More often than not, I believe people who are undergoing a hard, difficult time in their life, just need someone who will listen to them, without trying to fix the problem. I know I do. Many times in my life would have been easier to handle if I could have found someone who would just listen to what I needed to say, at the very least pretending like they understood what I was going through. Unfortunately, the most common responses are: "You should try X, Y, Z; maybe that would fix it for you - that's what I would do!" or "This is supposed to be one of the happiest/most exciting/ best/(fill in awesome superlative here) times of your life! Why don't you just suck it up and enjoy it?!?" Neither one is very helpful, especially when all one wants (more than likely actually needs) to do is talk, and be heard.
In a previous post, I wrote about the things which I wasn't expecting in Rome and consequently made it difficult for me to adjust. To be honest, the whole trip was not what I had thought it would be, with my allotted spending money stolen from my room the first night we were there, to relationship and friendship issues finally bursting and needing to be addressed, to the theft of a backpack with things which were expensive and necessary to be replaced, to homesickness in general...needless to say, the further along the semester progressed, the more of an emotional wreck I became. Now, I fully admit that I did not handle most of it well at all, and I take full responsibility for it, but I really, really needed someone to listen, and all I got in return was "This is a once in a lifetime opportunity, and you are ruining it." NOT helpful, and only served to induce more bitterness on my part.

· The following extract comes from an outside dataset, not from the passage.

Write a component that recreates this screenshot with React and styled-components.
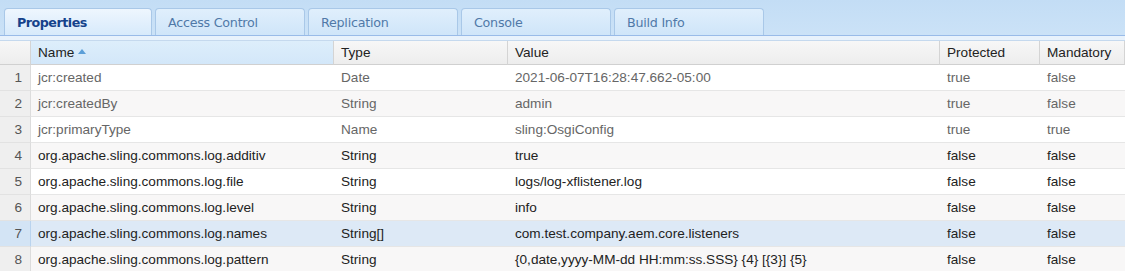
import React from 'react';
import styled, { createGlobalStyle } from 'styled-components';

const GlobalStyle = createGlobalStyle`
  html, body {
    margin: 0;
    padding: 0;
    background: #ffffff;
  }
`;

const Page = styled.div`
  width: 1125px;
  height: 271px;
  overflow: hidden;
  font-family: 'Liberation Sans', Arial, sans-serif;
`;

const TabStrip = styled.div`
  display: flex;
  gap: 3px;
  padding: 8px 0 0 4px;
  height: 27px;
  background: linear-gradient(#c3ddf5, #cbe2f7);
  border-bottom: 1px solid #99bbe8;
`;

const Tab = styled.div`
  width: ${p => (p.first ? '148px' : '150px')};
  box-sizing: border-box;
  height: 27px;
  padding-left: 12px;
  display: flex;
  align-items: center;
  border: 1px solid #a9c8e8;
  border-bottom: none;
  border-radius: 4px 4px 0 0;
  background: ${p =>
    p.active
      ? 'linear-gradient(#eef6fe, #d7eafb)'
      : 'linear-gradient(#e0effc, #cfe5f9)'};
  color: ${p => (p.active ? '#15428b' : '#5079a8')};
  font-family: Tahoma, 'DejaVu Sans', Verdana, sans-serif;
  font-size: 12.7px;
  font-weight: ${p => (p.active ? 700 : 400)};
  letter-spacing: ${p => (p.active ? '-0.5px' : '-0.25px')};
`;

const TabGap = styled.div`
  height: 4px;
  background: #e8f2fc;
  border-bottom: 1px solid #c5d9ee;
`;

const Grid = styled.div`
  display: grid;
  grid-template-columns: 31px 303px 174px 432px 100px 85px;
`;

const HeadCell = styled.div`
  height: 24px;
  display: flex;
  align-items: center;
  padding-left: ${p => (p.num ? '0' : '7px')};
  box-sizing: border-box;
  border-right: 1px solid #d4d4d4;
  border-bottom: 1px solid #d0d0d0;
  background: ${p =>
    p.sorted
      ? 'linear-gradient(#ddeefb, #d3e7f9)'
      : 'linear-gradient(#f7f7f7, #ededed)'};
  color: #222;
  font-size: 13.6px;
`;

const SortArrow = styled.span`
  display: inline-block;
  margin-left: 4px;
  width: 0;
  height: 0;
  border-left: 4px solid transparent;
  border-right: 4px solid transparent;
  border-bottom: 5px solid #5c9fd8;
  transform: translateY(-1px);
`;

const NumCell = styled.div`
  height: 26px;
  box-sizing: border-box;
  display: flex;
  align-items: center;
  justify-content: flex-end;
  padding-right: 8px;
  background: ${p => (p.selected ? '#d3e4f5' : '#efefef')};
  border-right: 1px solid ${p => (p.selected ? '#b9d3ee' : '#dcdcdc')};
  border-bottom: 1px solid #e2e2e2;
  color: #555;
  font-size: 13.6px;
`;

const Cell = styled.div`
  height: 26px;
  box-sizing: border-box;
  display: flex;
  align-items: center;
  padding-left: 7px;
  white-space: nowrap;
  overflow: hidden;
  background: ${p => (p.selected ? '#dde9f6' : p.alt ? '#f8f7f7' : '#ffffff')};
  border-bottom: 1px solid #e6e6e6;
  color: ${p => (p.muted ? '#666666' : '#222222')};
  font-size: 13.6px;
`;

const tabs = ['Properties', 'Access Control', 'Replication', 'Console', 'Build Info'];

const rows = [
  ['jcr:created', 'Date', '2021-06-07T16:28:47.662-05:00', 'true', 'false', true],
  ['jcr:createdBy', 'String', 'admin', 'true', 'false', true],
  ['jcr:primaryType', 'Name', 'sling:OsgiConfig', 'true', 'true', true],
  ['org.apache.sling.commons.log.additiv', 'String', 'true', 'false', 'false', false],
  ['org.apache.sling.commons.log.file', 'String', 'logs/log-xflistener.log', 'false', 'false', false],
  ['org.apache.sling.commons.log.level', 'String', 'info', 'false', 'false', false],
  ['org.apache.sling.commons.log.names', 'String[]', 'com.test.company.aem.core.listeners', 'false', 'false', false],
  ['org.apache.sling.commons.log.pattern', 'String', '{0,date,yyyy-MM-dd HH:mm:ss.SSS} {4} [{3}] {5}', 'false', 'false', false],
];

const App = () => (
  <Page>
    <GlobalStyle />
    <TabStrip>
      {tabs.map((t, i) => (
        <Tab key={t} active={i === 0} first={i === 0}>{t}</Tab>
      ))}
    </TabStrip>
    <TabGap />
    <Grid>
      <HeadCell num />
      <HeadCell sorted>Name<SortArrow /></HeadCell>
      <HeadCell>Type</HeadCell>
      <HeadCell>Value</HeadCell>
      <HeadCell>Protected</HeadCell>
      <HeadCell>Mandatory</HeadCell>
      {rows.map((r, i) => {
        const selected = i === 6;
        const alt = i % 2 === 1;
        const muted = r[5];
        return (
          <React.Fragment key={r[0]}>
            <NumCell selected={selected}>{i + 1}</NumCell>
            {r.slice(0, 5).map((v, j) => (
              <Cell key={j} selected={selected} alt={alt} muted={muted}>{v}</Cell>
            ))}
          </React.Fragment>
        );
      })}
    </Grid>
  </Page>
);

export default App;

I experienced such a need for a listening ear again this summer, and into the winter, with the approach of my marriage, and the subsequent months following. Everyone was going on about how amazing it would all be, and how happy we were going to be, etc, while inside I was not so excited, experiencing doubts and general panic for reasons I could barely understand, and much guilt, for not feeling as others were saying I should. I said nothing, and such emotional turmoil as there was only grew. I tried to make myself feel as everyone seemed to be saying I ought, and only made things worse as all I ended up doing was failing - again, and again, and again. Two months into my marriage, it felt like a train wreck, and it was all my fault.
I was miserable; I needed someone to talk to, and felt as though I didn't have anyone. My husband was (and is) a good listener, but my misery was killing us both and I really needed some third party to confide in. I felt as though my single friends were jealous that I had what they wanted, and they did not, so no go there; another friend was blissful in her engagement, how could she sympathize; my Mom was so excited and happy for me, remembering her newlywed days, how could I tell her I was a failure? I didn't want to be analyzed, fixed, or told what to do, I just needed to be heard, and there was no one around to listen.
After many, many tears and days of darkness and doubt, I managed to work through it all, for the most part, and am beginning to understand where the pain started, and just how long I haven't been myself. So much of what I had been through might have been easier had there been someone who I thought would listen.
Oftentimes the greatest thing you might be able to do for a person is just listen, and love. We all want to feel like we are not alone in our trials, and a listening ear does wonders for one who thought he was out in the darkness fighting his demons alone. I know I am going to be struggling with my demons until I die, and this blog will be party to my thoughts and reactions to my battles, and you, Dear Reader, will as well. I beg your utmost patience, and a listening ear. Prayers are always appreciated; I will ask for help and advice if I need it; but mostly thank you for letting me speak without fear of castigation.